[Begin MATERIAL SUPPLIED]
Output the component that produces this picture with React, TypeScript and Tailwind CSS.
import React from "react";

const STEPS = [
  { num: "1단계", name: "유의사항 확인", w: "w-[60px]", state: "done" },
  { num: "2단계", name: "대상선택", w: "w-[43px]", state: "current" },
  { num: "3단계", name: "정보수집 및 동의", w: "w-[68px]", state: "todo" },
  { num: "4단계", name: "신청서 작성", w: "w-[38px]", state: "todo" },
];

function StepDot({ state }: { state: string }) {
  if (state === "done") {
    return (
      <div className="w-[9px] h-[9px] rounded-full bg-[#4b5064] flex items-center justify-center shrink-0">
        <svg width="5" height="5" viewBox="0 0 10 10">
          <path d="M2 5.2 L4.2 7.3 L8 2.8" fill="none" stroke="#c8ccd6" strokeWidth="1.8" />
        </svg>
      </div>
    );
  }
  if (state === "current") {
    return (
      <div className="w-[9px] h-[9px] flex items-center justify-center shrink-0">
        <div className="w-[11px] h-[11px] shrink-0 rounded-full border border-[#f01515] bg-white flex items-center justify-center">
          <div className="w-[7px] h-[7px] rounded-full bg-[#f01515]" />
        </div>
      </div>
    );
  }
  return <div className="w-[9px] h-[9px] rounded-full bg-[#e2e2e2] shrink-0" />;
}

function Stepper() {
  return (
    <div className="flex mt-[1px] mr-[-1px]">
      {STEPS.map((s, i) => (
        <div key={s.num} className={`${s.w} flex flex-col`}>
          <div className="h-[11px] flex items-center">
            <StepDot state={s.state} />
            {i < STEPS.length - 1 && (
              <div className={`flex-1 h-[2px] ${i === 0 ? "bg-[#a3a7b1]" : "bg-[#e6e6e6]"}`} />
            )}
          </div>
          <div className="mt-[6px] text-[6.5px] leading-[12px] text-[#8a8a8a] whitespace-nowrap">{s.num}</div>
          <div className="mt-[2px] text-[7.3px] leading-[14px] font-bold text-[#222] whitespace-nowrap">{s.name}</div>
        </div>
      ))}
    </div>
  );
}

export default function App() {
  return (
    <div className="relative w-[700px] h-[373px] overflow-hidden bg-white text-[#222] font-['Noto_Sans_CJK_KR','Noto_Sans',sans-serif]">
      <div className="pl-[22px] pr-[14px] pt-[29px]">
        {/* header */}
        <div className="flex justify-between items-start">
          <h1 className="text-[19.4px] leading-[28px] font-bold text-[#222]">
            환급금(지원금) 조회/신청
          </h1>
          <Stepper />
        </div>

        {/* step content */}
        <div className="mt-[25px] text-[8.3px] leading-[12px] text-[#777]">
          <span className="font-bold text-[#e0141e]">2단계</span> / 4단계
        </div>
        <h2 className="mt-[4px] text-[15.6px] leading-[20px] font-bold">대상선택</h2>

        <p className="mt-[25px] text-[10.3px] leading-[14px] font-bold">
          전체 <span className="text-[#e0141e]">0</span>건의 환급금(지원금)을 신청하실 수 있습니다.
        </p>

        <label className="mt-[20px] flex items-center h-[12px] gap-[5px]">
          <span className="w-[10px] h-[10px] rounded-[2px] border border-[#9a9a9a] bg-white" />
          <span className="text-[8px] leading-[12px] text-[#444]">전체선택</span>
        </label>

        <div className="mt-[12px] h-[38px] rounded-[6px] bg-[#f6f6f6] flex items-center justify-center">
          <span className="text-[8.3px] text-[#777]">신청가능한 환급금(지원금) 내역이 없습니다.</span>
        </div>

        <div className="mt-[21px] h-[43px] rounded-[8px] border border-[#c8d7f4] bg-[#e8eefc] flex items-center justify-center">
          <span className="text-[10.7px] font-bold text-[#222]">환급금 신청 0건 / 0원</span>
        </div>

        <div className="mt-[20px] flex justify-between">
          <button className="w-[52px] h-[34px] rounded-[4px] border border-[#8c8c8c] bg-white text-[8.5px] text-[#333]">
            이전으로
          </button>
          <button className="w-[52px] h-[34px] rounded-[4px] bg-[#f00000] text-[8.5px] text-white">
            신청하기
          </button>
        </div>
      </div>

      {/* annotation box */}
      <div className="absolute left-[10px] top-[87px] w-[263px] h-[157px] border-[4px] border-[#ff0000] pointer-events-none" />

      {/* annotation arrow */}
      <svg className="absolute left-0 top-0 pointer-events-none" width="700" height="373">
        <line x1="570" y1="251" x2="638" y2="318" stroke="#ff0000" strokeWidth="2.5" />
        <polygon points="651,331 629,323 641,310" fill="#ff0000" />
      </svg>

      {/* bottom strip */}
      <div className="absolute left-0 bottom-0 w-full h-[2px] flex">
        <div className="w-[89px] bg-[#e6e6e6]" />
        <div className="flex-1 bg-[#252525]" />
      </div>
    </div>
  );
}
[End MATERIAL SUPPLIED]
[Begin MATERIAL SUPPLIED]
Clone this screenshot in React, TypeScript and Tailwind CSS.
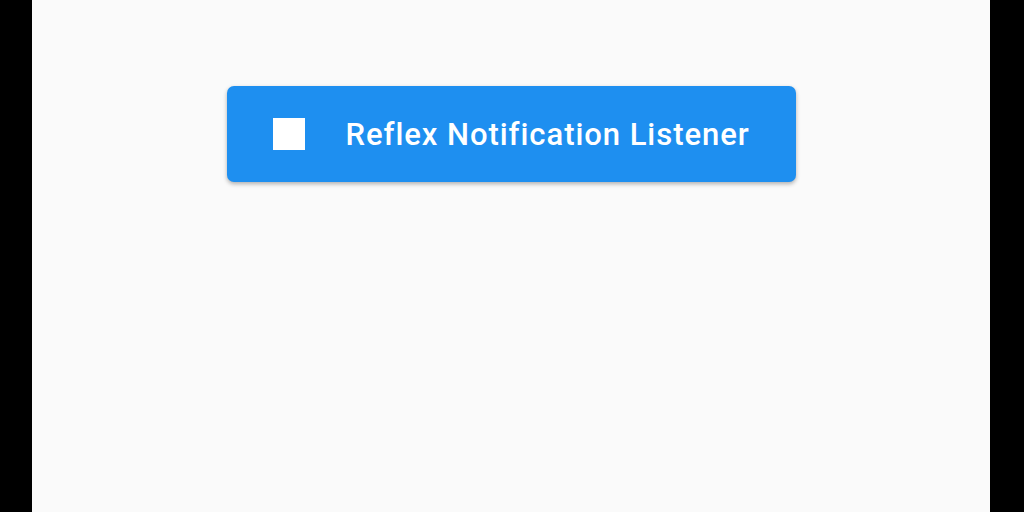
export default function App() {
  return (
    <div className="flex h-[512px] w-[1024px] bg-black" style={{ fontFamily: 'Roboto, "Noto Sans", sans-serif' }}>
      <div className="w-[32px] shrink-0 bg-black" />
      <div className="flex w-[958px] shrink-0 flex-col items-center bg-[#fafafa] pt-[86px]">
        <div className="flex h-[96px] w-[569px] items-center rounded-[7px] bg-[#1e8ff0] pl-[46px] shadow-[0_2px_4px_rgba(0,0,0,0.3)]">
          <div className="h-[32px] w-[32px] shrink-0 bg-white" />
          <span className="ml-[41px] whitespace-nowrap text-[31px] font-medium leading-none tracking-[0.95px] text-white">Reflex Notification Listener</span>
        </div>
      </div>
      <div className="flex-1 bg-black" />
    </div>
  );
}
[End MATERIAL SUPPLIED]
[Begin MATERIAL SUPPLIED]
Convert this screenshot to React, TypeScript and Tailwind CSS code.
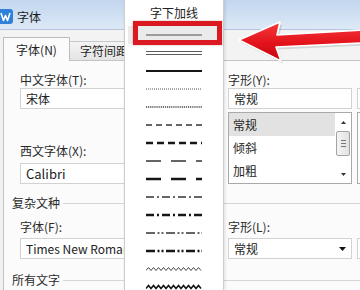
[End MATERIAL SUPPLIED]
- TASK TO COMPLETE:
Write out, from the lines above, only those from the line with "Output the component" to the line with "import React from", exactly as given, including the first and the last.

- EXERCISE SOLUTION:
Output the component that produces this picture with React, TypeScript and Tailwind CSS.
import React from "react";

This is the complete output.